Work required ->
Copy the data below exactly, omitting any picture it contains.

Data ->
>> START

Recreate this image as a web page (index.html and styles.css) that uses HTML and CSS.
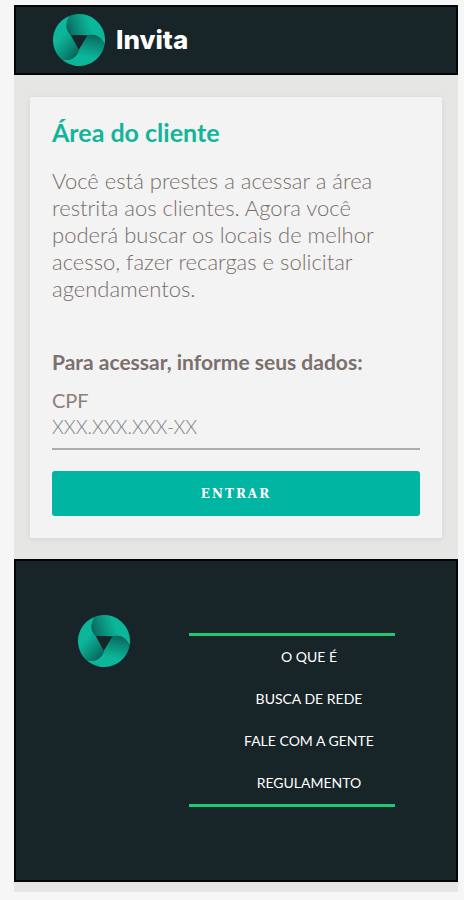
FILE: index.html
```html
<!DOCTYPE html>
<html lang="pt-BR">
  <head>
    <meta charset="UTF-8" />
    <meta name="viewport" content="width=device-width, initial-scale=1.0" />
    <title>Invita - Área do cliente</title>
    <link rel="stylesheet" href="styles.css">
  </head>
  <body>
    <svg class="sprite" aria-hidden="true">
      <defs>
        <linearGradient id="blade-fill" gradientUnits="userSpaceOnUse" x1="30" y1="36" x2="70" y2="22">
          <stop offset="0" stop-color="#07665a" />
          <stop offset="0.4" stop-color="#0a8a78" />
          <stop offset="1" stop-color="#0cb69a" />
        </linearGradient>
        <path id="blade" fill="url(#blade-fill)" d="M33.5 6C26 18 24 30 35 41L65.3 41.5C80.3 37.5 89.7 45.2 96.4 57.7A47 47 0 0 0 33.5 6Z" />
      </defs>
      <symbol id="logo" viewBox="3 3 94 94">
        <use href="#blade" />
        <use href="#blade" transform="rotate(120 50 50)" />
        <use href="#blade" transform="rotate(240 50 50)" />
      </symbol>
    </svg>

    <div class="page">
      <header class="header">
        <a href="#" class="brand">
          <svg class="logo" aria-hidden="true"><use href="#logo" /></svg>
          <span>Invita</span>
        </a>
      </header>

      <main class="main">
        <section class="card">
          <h1 class="title">Área do cliente</h1>
          <p class="text">
            Você está prestes a acessar a área restrita aos clientes. Agora você
            poderá buscar os locais de melhor acesso, fazer recargas e solicitar
            agendamentos.
          </p>
          <form class="form">
            <h2 class="subtitle">Para acessar, informe seus dados:</h2>
            <label class="label" for="cpf">CPF</label>
            <input class="input" type="text" id="cpf" name="cpf" placeholder="XXX.XXX.XXX-XX" />
            <button class="button" type="submit">ENTRAR</button>
          </form>
        </section>
      </main>

      <footer class="footer">
        <svg class="logo" role="img" aria-label="Invita"><use href="#logo" /></svg>
        <nav class="nav">
          <ul class="menu">
            <li><a href="#">O QUE É</a></li>
            <li><a href="#">BUSCA DE REDE</a></li>
            <li><a href="#">FALE COM A GENTE</a></li>
            <li><a href="#">REGULAMENTO</a></li>
          </ul>
        </nav>
      </footer>
    </div>
  </body>
</html>
```

FILE: styles.css
```css
* {
  box-sizing: border-box;
}
body {
  margin: 0;
  background-color: #f6f6f6;
  color: #786e6a;
  font-family: Lato, "Open Sans", sans-serif;
}
.sprite {
  position: absolute;
  width: 0;
  height: 0;
}
.page {
  margin: 5px 6px 8px 14px;
  padding-bottom: 10px;
  background-color: #e6e6e5;
}
.logo {
  flex: none;
  width: 52px;
  height: 52px;
}
.header {
  padding: 8px 37px;
  border: 2px solid #020608;
  background-color: #172428;
}
.brand {
  display: flex;
  align-items: center;
  gap: 11px;
  height: 50px;
  color: #fff;
  font-family: Inter, sans-serif;
  font-size: 26px;
  font-weight: 800;
  line-height: 30px;
  text-decoration: none;
}
.main {
  padding: 22px 16px 21px;
}
.card {
  padding: 20px 22px 22px;
  background-color: #f3f3f3;
  box-shadow: 0 1px 6px #d4d4d4;
}
.title {
  margin: 0 0 20px;
  color: #12b59b;
  font-size: 25px;
  line-height: 30px;
}
.text {
  margin: 0;
  font-size: 22px;
  font-weight: 300;
  line-height: 27px;
}
.subtitle {
  margin: 46px 0 12px;
  color: #7b706c;
  font-size: 21px;
  line-height: 27px;
}
.label {
  display: block;
  color: #8a807c;
  font-size: 20px;
  line-height: 27px;
}
.input {
  display: block;
  width: 100%;
  height: 36px;
  margin-bottom: 21px;
  padding: 0 0 9px;
  border: 0;
  border-bottom: 2px solid #adadad;
  background: none;
  color: #786e6a;
  font: 300 19px Lato, "Open Sans", sans-serif;
}
.input::placeholder {
  color: #7c8488;
}
.button {
  display: block;
  width: 100%;
  height: 45px;
  border: 0;
  border-radius: 3px;
  background-color: #00b5a1;
  color: #fff;
  font: bold 12px "DejaVu Serif", serif;
  letter-spacing: 2px;
  cursor: pointer;
}
.footer {
  display: flex;
  align-items: flex-start;
  justify-content: space-between;
  padding: 54px 61px 73px 62px;
  border: 2px solid #020608;
  background-color: #172428;
}
.nav {
  width: 65%;
  margin-top: 18px;
}
.menu {
  margin: 0;
  padding: 0 0 0 34px;
  border-top: 3px solid #1dc96c;
  border-bottom: 3px solid #1dc96c;
  list-style: none;
  text-align: center;
}
.menu a {
  display: block;
  color: #fff;
  font-size: 14px;
  line-height: 42px;
  text-decoration: none;
}
```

>> END

Answer in full ->
Recreate this image as a web page (index.html and styles.css) that uses HTML and CSS.
FILE: index.html
```html
<!DOCTYPE html>
<html lang="pt-BR">
  <head>
    <meta charset="UTF-8" />
    <meta name="viewport" content="width=device-width, initial-scale=1.0" />
    <title>Invita - Área do cliente</title>
    <link rel="stylesheet" href="styles.css">
  </head>
  <body>
    <svg class="sprite" aria-hidden="true">
      <defs>
        <linearGradient id="blade-fill" gradientUnits="userSpaceOnUse" x1="30" y1="36" x2="70" y2="22">
          <stop offset="0" stop-color="#07665a" />
          <stop offset="0.4" stop-color="#0a8a78" />
          <stop offset="1" stop-color="#0cb69a" />
        </linearGradient>
        <path id="blade" fill="url(#blade-fill)" d="M33.5 6C26 18 24 30 35 41L65.3 41.5C80.3 37.5 89.7 45.2 96.4 57.7A47 47 0 0 0 33.5 6Z" />
      </defs>
      <symbol id="logo" viewBox="3 3 94 94">
        <use href="#blade" />
        <use href="#blade" transform="rotate(120 50 50)" />
        <use href="#blade" transform="rotate(240 50 50)" />
      </symbol>
    </svg>

    <div class="page">
      <header class="header">
        <a href="#" class="brand">
          <svg class="logo" aria-hidden="true"><use href="#logo" /></svg>
          <span>Invita</span>
        </a>
      </header>

      <main class="main">
        <section class="card">
          <h1 class="title">Área do cliente</h1>
          <p class="text">
            Você está prestes a acessar a área restrita aos clientes. Agora você
            poderá buscar os locais de melhor acesso, fazer recargas e solicitar
            agendamentos.
          </p>
          <form class="form">
            <h2 class="subtitle">Para acessar, informe seus dados:</h2>
            <label class="label" for="cpf">CPF</label>
            <input class="input" type="text" id="cpf" name="cpf" placeholder="XXX.XXX.XXX-XX" />
            <button class="button" type="submit">ENTRAR</button>
          </form>
        </section>
      </main>

      <footer class="footer">
        <svg class="logo" role="img" aria-label="Invita"><use href="#logo" /></svg>
        <nav class="nav">
          <ul class="menu">
            <li><a href="#">O QUE É</a></li>
            <li><a href="#">BUSCA DE REDE</a></li>
            <li><a href="#">FALE COM A GENTE</a></li>
            <li><a href="#">REGULAMENTO</a></li>
          </ul>
        </nav>
      </footer>
    </div>
  </body>
</html>
```

FILE: styles.css
```css
* {
  box-sizing: border-box;
}
body {
  margin: 0;
  background-color: #f6f6f6;
  color: #786e6a;
  font-family: Lato, "Open Sans", sans-serif;
}
.sprite {
  position: absolute;
  width: 0;
  height: 0;
}
.page {
  margin: 5px 6px 8px 14px;
  padding-bottom: 10px;
  background-color: #e6e6e5;
}
.logo {
  flex: none;
  width: 52px;
  height: 52px;
}
.header {
  padding: 8px 37px;
  border: 2px solid #020608;
  background-color: #172428;
}
.brand {
  display: flex;
  align-items: center;
  gap: 11px;
  height: 50px;
  color: #fff;
  font-family: Inter, sans-serif;
  font-size: 26px;
  font-weight: 800;
  line-height: 30px;
  text-decoration: none;
}
.main {
  padding: 22px 16px 21px;
}
.card {
  padding: 20px 22px 22px;
  background-color: #f3f3f3;
  box-shadow: 0 1px 6px #d4d4d4;
}
.title {
  margin: 0 0 20px;
  color: #12b59b;
  font-size: 25px;
  line-height: 30px;
}
.text {
  margin: 0;
  font-size: 22px;
  font-weight: 300;
  line-height: 27px;
}
.subtitle {
  margin: 46px 0 12px;
  color: #7b706c;
  font-size: 21px;
  line-height: 27px;
}
.label {
  display: block;
  color: #8a807c;
  font-size: 20px;
  line-height: 27px;
}
.input {
  display: block;
  width: 100%;
  height: 36px;
  margin-bottom: 21px;
  padding: 0 0 9px;
  border: 0;
  border-bottom: 2px solid #adadad;
  background: none;
  color: #786e6a;
  font: 300 19px Lato, "Open Sans", sans-serif;
}
.input::placeholder {
  color: #7c8488;
}
.button {
  display: block;
  width: 100%;
  height: 45px;
  border: 0;
  border-radius: 3px;
  background-color: #00b5a1;
  color: #fff;
  font: bold 12px "DejaVu Serif", serif;
  letter-spacing: 2px;
  cursor: pointer;
}
.footer {
  display: flex;
  align-items: flex-start;
  justify-content: space-between;
  padding: 54px 61px 73px 62px;
  border: 2px solid #020608;
  background-color: #172428;
}
.nav {
  width: 65%;
  margin-top: 18px;
}
.menu {
  margin: 0;
  padding: 0 0 0 34px;
  border-top: 3px solid #1dc96c;
  border-bottom: 3px solid #1dc96c;
  list-style: none;
  text-align: center;
}
.menu a {
  display: block;
  color: #fff;
  font-size: 14px;
  line-height: 42px;
  text-decoration: none;
}
```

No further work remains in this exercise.